While our visits were relatively short– we spent a half of a day at each others’ schools –and inexpensive, they were greatly impactful. We were able to connect with each other as colleagues within the college counseling world and use our relationship and visits to be generative for our own programs. We were able to further view the potential of our programs, while still examining their needs, and were able to engage in ongoing reflection and walk away with tangible ideas that we could actually incorporate into our programs.
But the most impactful part of our visits was that they were true, authentic learning experiences that were deeply personal and specifically applicable. We were engaged in a collaborative process that allowed us to relate our work to all of our takeaways, nearly in real time.
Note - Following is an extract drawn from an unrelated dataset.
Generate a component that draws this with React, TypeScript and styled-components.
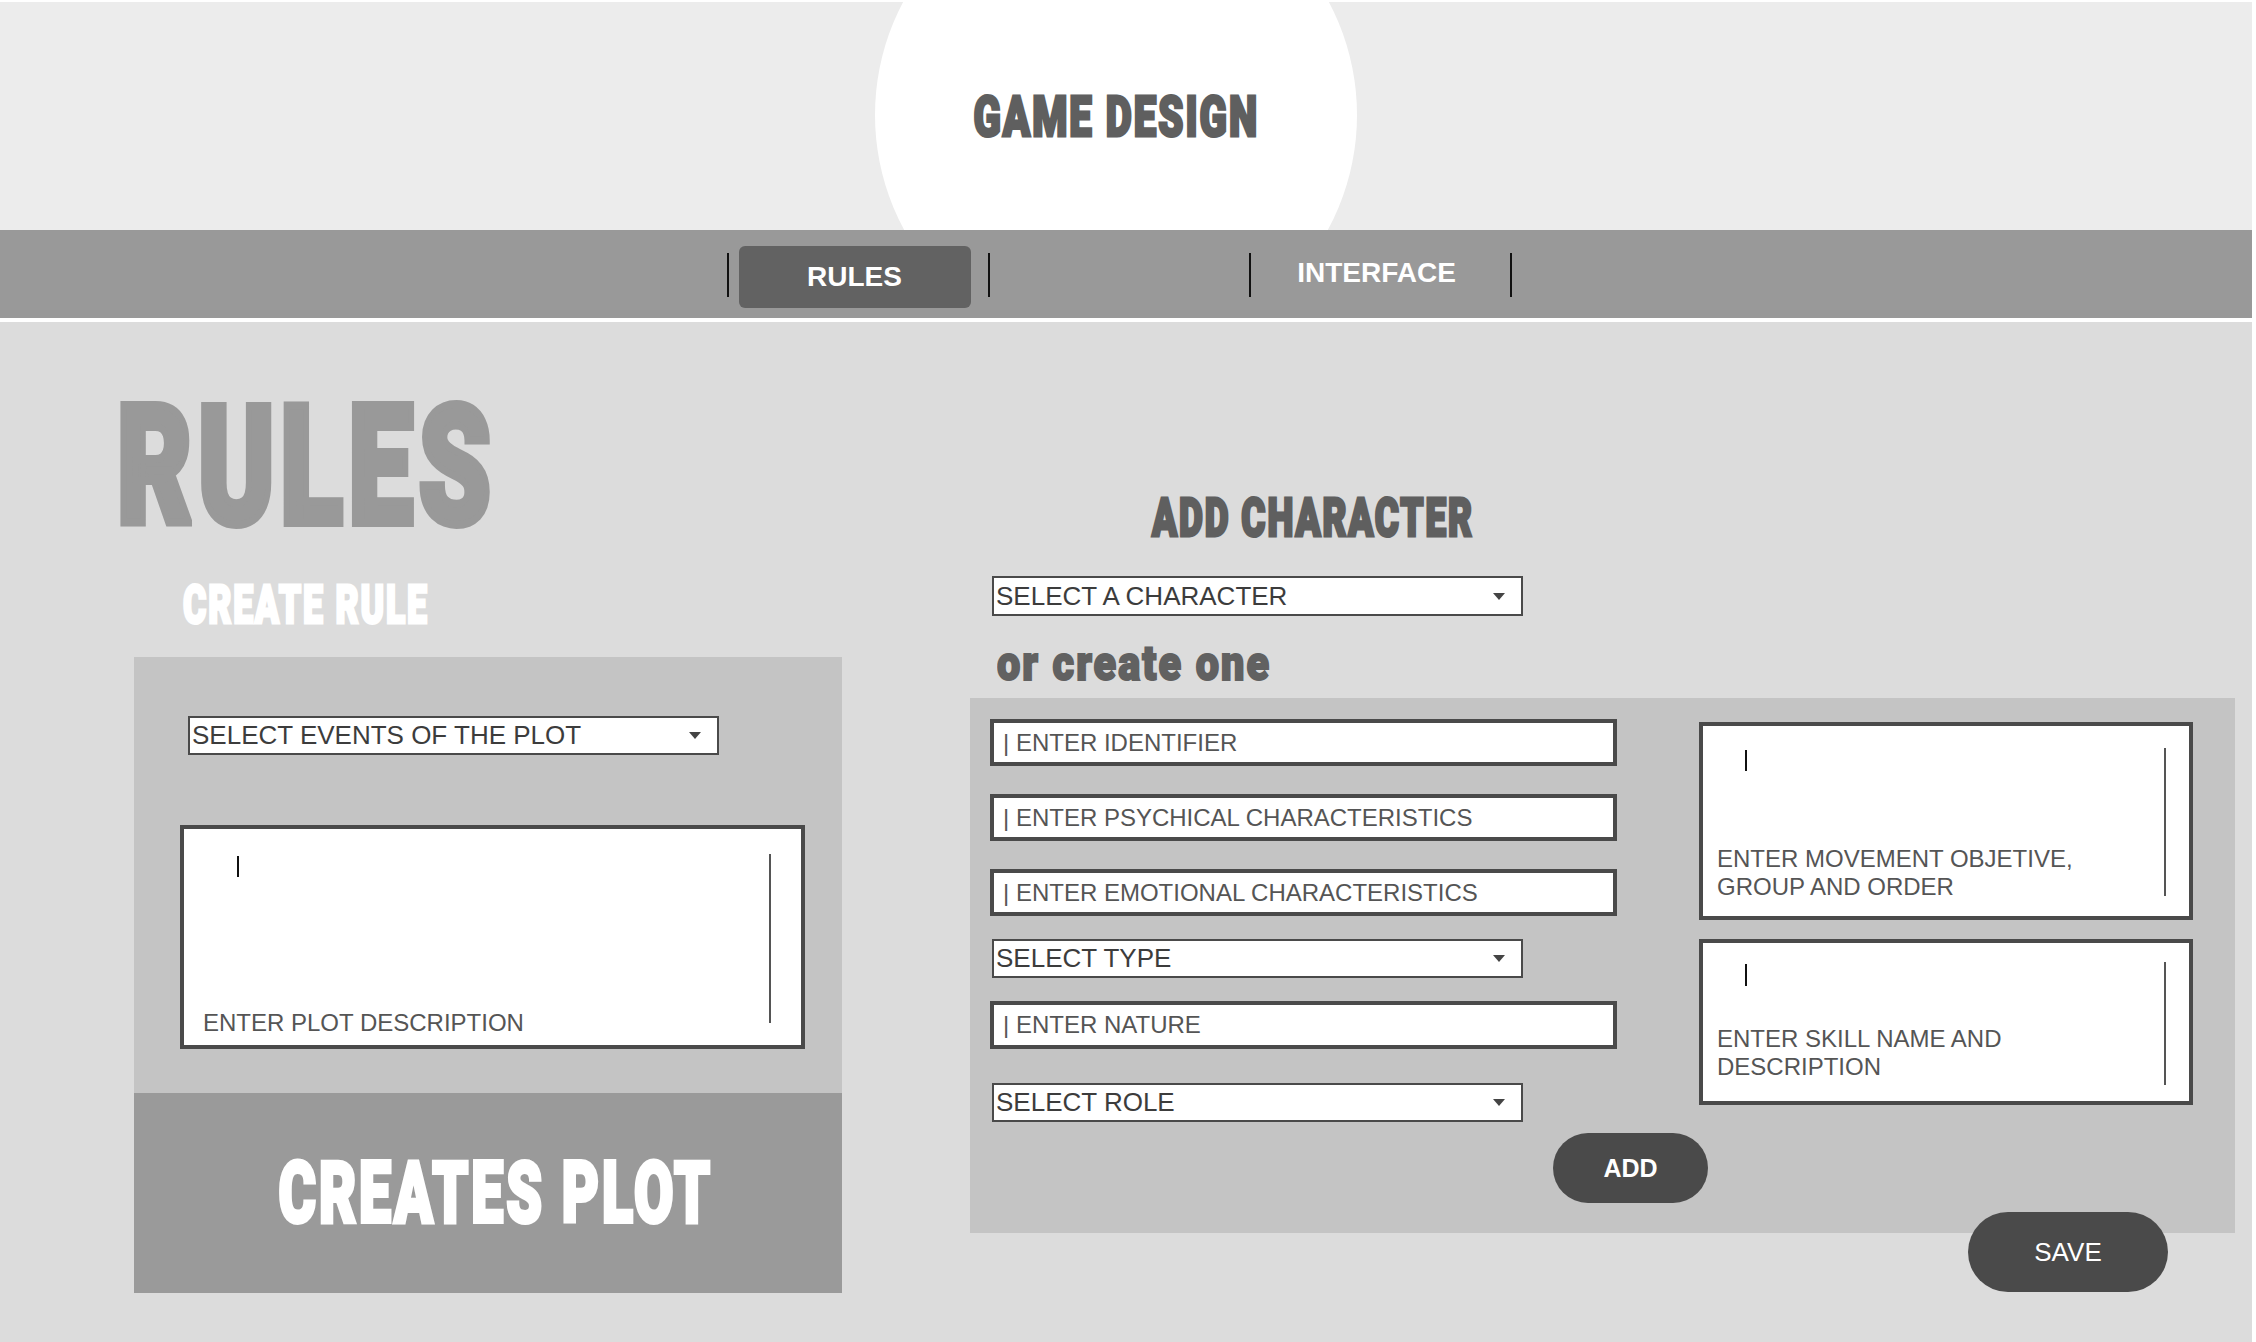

Both of us found this to be in stark contrast to the traditional or typical PD that we had experienced in the past. Sitting in a lecture or even a half-day workshop that is facilitated by an “expert” has shortcomings that are often insurmountable. In our PD, we focused on the value of connection and applicability. This removed the emphasis from a single expert and placed us in the driver’s seat of our own experience. The value of this cannot be overstated.
Finally, there cannot be enough written about the importance of networking within one’s profession. This is particularly true in the realm of college counseling, where it is incredibly beneficial to discuss the nuances of our consistently fluctuating job with others in our field. Additionally, there is not a set curriculum or set model for college guidance programs, so being able to discuss programmatic changes and implementation with colleagues is often quite valuable.
When thinking about professional development, the school visit is an incredibly effective means of facilitating professional growth.